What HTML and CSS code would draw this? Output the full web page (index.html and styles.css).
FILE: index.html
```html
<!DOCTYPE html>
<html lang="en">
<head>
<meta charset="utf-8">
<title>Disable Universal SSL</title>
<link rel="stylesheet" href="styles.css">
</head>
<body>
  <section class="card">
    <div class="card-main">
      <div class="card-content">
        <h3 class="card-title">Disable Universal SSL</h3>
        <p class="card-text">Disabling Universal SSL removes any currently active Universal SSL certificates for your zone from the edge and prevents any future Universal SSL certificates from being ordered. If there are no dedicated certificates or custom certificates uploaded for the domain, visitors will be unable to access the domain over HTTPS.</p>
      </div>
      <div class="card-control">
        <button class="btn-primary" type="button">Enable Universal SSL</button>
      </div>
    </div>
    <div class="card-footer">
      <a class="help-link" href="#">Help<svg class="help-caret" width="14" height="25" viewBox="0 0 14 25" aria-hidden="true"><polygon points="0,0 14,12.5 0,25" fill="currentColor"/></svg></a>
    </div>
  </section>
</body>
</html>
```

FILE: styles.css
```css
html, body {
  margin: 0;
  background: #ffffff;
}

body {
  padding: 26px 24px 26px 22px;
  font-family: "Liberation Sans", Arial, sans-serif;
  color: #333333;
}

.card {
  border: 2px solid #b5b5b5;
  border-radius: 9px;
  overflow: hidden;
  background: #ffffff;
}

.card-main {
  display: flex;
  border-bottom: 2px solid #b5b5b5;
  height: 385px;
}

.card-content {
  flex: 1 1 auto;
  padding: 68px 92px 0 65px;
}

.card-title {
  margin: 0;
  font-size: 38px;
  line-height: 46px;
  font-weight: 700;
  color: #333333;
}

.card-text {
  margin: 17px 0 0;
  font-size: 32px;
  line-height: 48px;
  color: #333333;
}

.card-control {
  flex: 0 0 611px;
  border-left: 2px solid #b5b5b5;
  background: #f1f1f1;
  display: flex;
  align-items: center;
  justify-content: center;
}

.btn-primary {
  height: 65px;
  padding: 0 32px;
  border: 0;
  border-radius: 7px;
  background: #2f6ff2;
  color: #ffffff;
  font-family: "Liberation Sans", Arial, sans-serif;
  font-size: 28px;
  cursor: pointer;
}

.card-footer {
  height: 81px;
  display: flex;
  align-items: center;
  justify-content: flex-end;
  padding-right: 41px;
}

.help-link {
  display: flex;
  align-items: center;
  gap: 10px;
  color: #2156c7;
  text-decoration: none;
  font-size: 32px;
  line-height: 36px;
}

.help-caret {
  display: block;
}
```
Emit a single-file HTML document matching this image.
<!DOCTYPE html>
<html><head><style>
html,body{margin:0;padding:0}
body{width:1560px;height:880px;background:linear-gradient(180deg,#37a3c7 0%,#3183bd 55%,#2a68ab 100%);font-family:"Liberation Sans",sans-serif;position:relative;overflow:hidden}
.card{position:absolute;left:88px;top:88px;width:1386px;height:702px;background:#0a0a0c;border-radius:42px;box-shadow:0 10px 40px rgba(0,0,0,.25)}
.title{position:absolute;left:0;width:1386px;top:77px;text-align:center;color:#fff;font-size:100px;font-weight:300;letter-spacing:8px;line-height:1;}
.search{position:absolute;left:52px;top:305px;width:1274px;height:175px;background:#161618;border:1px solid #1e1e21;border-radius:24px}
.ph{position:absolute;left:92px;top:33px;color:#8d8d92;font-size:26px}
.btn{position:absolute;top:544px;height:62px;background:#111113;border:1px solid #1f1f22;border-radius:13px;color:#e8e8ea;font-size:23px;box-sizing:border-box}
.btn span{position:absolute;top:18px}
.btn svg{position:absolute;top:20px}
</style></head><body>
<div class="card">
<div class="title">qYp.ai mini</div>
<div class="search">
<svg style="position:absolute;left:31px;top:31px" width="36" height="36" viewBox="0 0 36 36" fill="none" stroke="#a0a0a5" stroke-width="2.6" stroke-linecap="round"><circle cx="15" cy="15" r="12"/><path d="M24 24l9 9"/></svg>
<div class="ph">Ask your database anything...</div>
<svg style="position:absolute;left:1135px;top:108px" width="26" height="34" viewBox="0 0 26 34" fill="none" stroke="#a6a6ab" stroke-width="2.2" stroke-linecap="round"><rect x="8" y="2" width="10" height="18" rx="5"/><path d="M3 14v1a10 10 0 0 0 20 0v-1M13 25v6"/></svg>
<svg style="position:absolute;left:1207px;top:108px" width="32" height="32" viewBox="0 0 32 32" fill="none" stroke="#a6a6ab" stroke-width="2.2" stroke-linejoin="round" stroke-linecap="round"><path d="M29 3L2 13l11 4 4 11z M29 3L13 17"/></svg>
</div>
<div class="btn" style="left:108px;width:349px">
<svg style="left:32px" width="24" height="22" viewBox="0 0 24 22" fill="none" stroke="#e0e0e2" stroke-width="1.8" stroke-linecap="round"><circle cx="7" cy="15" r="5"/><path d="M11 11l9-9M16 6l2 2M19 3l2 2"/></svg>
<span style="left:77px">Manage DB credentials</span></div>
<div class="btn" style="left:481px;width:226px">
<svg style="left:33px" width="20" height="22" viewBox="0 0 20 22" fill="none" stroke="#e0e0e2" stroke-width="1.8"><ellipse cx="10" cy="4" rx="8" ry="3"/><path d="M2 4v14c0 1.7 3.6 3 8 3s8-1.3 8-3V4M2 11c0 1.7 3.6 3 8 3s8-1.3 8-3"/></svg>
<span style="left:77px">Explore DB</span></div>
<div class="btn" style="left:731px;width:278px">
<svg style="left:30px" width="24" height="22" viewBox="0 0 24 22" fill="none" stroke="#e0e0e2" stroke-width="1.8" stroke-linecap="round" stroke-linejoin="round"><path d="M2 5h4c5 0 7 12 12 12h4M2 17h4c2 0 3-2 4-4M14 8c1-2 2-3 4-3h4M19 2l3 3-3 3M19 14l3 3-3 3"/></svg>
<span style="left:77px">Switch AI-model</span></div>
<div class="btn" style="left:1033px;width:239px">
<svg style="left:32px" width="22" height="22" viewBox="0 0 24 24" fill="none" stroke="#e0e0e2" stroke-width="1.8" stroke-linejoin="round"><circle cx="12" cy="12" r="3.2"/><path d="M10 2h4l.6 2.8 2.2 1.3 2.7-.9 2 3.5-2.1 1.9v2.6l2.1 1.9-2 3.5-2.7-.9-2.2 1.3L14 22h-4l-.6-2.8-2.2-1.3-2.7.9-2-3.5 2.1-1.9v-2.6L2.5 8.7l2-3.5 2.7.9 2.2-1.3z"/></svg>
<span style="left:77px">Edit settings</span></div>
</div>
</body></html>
# # #
**WHAT NEEDS TO BE DONE**
Every record above needs to be repeated word for word.

**FINAL RESULT**
What HTML and CSS code would draw this? Output the full web page (index.html and styles.css).
FILE: index.html
```html
<!DOCTYPE html>
<html lang="en">
<head>
<meta charset="utf-8">
<title>Disable Universal SSL</title>
<link rel="stylesheet" href="styles.css">
</head>
<body>
  <section class="card">
    <div class="card-main">
      <div class="card-content">
        <h3 class="card-title">Disable Universal SSL</h3>
        <p class="card-text">Disabling Universal SSL removes any currently active Universal SSL certificates for your zone from the edge and prevents any future Universal SSL certificates from being ordered. If there are no dedicated certificates or custom certificates uploaded for the domain, visitors will be unable to access the domain over HTTPS.</p>
      </div>
      <div class="card-control">
        <button class="btn-primary" type="button">Enable Universal SSL</button>
      </div>
    </div>
    <div class="card-footer">
      <a class="help-link" href="#">Help<svg class="help-caret" width="14" height="25" viewBox="0 0 14 25" aria-hidden="true"><polygon points="0,0 14,12.5 0,25" fill="currentColor"/></svg></a>
    </div>
  </section>
</body>
</html>
```

FILE: styles.css
```css
html, body {
  margin: 0;
  background: #ffffff;
}

body {
  padding: 26px 24px 26px 22px;
  font-family: "Liberation Sans", Arial, sans-serif;
  color: #333333;
}

.card {
  border: 2px solid #b5b5b5;
  border-radius: 9px;
  overflow: hidden;
  background: #ffffff;
}

.card-main {
  display: flex;
  border-bottom: 2px solid #b5b5b5;
  height: 385px;
}

.card-content {
  flex: 1 1 auto;
  padding: 68px 92px 0 65px;
}

.card-title {
  margin: 0;
  font-size: 38px;
  line-height: 46px;
  font-weight: 700;
  color: #333333;
}

.card-text {
  margin: 17px 0 0;
  font-size: 32px;
  line-height: 48px;
  color: #333333;
}

.card-control {
  flex: 0 0 611px;
  border-left: 2px solid #b5b5b5;
  background: #f1f1f1;
  display: flex;
  align-items: center;
  justify-content: center;
}

.btn-primary {
  height: 65px;
  padding: 0 32px;
  border: 0;
  border-radius: 7px;
  background: #2f6ff2;
  color: #ffffff;
  font-family: "Liberation Sans", Arial, sans-serif;
  font-size: 28px;
  cursor: pointer;
}

.card-footer {
  height: 81px;
  display: flex;
  align-items: center;
  justify-content: flex-end;
  padding-right: 41px;
}

.help-link {
  display: flex;
  align-items: center;
  gap: 10px;
  color: #2156c7;
  text-decoration: none;
  font-size: 32px;
  line-height: 36px;
}

.help-caret {
  display: block;
}
```
Emit a single-file HTML document matching this image.
<!DOCTYPE html>
<html><head><style>
html,body{margin:0;padding:0}
body{width:1560px;height:880px;background:linear-gradient(180deg,#37a3c7 0%,#3183bd 55%,#2a68ab 100%);font-family:"Liberation Sans",sans-serif;position:relative;overflow:hidden}
.card{position:absolute;left:88px;top:88px;width:1386px;height:702px;background:#0a0a0c;border-radius:42px;box-shadow:0 10px 40px rgba(0,0,0,.25)}
.title{position:absolute;left:0;width:1386px;top:77px;text-align:center;color:#fff;font-size:100px;font-weight:300;letter-spacing:8px;line-height:1;}
.search{position:absolute;left:52px;top:305px;width:1274px;height:175px;background:#161618;border:1px solid #1e1e21;border-radius:24px}
.ph{position:absolute;left:92px;top:33px;color:#8d8d92;font-size:26px}
.btn{position:absolute;top:544px;height:62px;background:#111113;border:1px solid #1f1f22;border-radius:13px;color:#e8e8ea;font-size:23px;box-sizing:border-box}
.btn span{position:absolute;top:18px}
.btn svg{position:absolute;top:20px}
</style></head><body>
<div class="card">
<div class="title">qYp.ai mini</div>
<div class="search">
<svg style="position:absolute;left:31px;top:31px" width="36" height="36" viewBox="0 0 36 36" fill="none" stroke="#a0a0a5" stroke-width="2.6" stroke-linecap="round"><circle cx="15" cy="15" r="12"/><path d="M24 24l9 9"/></svg>
<div class="ph">Ask your database anything...</div>
<svg style="position:absolute;left:1135px;top:108px" width="26" height="34" viewBox="0 0 26 34" fill="none" stroke="#a6a6ab" stroke-width="2.2" stroke-linecap="round"><rect x="8" y="2" width="10" height="18" rx="5"/><path d="M3 14v1a10 10 0 0 0 20 0v-1M13 25v6"/></svg>
<svg style="position:absolute;left:1207px;top:108px" width="32" height="32" viewBox="0 0 32 32" fill="none" stroke="#a6a6ab" stroke-width="2.2" stroke-linejoin="round" stroke-linecap="round"><path d="M29 3L2 13l11 4 4 11z M29 3L13 17"/></svg>
</div>
<div class="btn" style="left:108px;width:349px">
<svg style="left:32px" width="24" height="22" viewBox="0 0 24 22" fill="none" stroke="#e0e0e2" stroke-width="1.8" stroke-linecap="round"><circle cx="7" cy="15" r="5"/><path d="M11 11l9-9M16 6l2 2M19 3l2 2"/></svg>
<span style="left:77px">Manage DB credentials</span></div>
<div class="btn" style="left:481px;width:226px">
<svg style="left:33px" width="20" height="22" viewBox="0 0 20 22" fill="none" stroke="#e0e0e2" stroke-width="1.8"><ellipse cx="10" cy="4" rx="8" ry="3"/><path d="M2 4v14c0 1.7 3.6 3 8 3s8-1.3 8-3V4M2 11c0 1.7 3.6 3 8 3s8-1.3 8-3"/></svg>
<span style="left:77px">Explore DB</span></div>
<div class="btn" style="left:731px;width:278px">
<svg style="left:30px" width="24" height="22" viewBox="0 0 24 22" fill="none" stroke="#e0e0e2" stroke-width="1.8" stroke-linecap="round" stroke-linejoin="round"><path d="M2 5h4c5 0 7 12 12 12h4M2 17h4c2 0 3-2 4-4M14 8c1-2 2-3 4-3h4M19 2l3 3-3 3M19 14l3 3-3 3"/></svg>
<span style="left:77px">Switch AI-model</span></div>
<div class="btn" style="left:1033px;width:239px">
<svg style="left:32px" width="22" height="22" viewBox="0 0 24 24" fill="none" stroke="#e0e0e2" stroke-width="1.8" stroke-linejoin="round"><circle cx="12" cy="12" r="3.2"/><path d="M10 2h4l.6 2.8 2.2 1.3 2.7-.9 2 3.5-2.1 1.9v2.6l2.1 1.9-2 3.5-2.7-.9-2.2 1.3L14 22h-4l-.6-2.8-2.2-1.3-2.7.9-2-3.5 2.1-1.9v-2.6L2.5 8.7l2-3.5 2.7.9 2.2-1.3z"/></svg>
<span style="left:77px">Edit settings</span></div>
</div>
</body></html>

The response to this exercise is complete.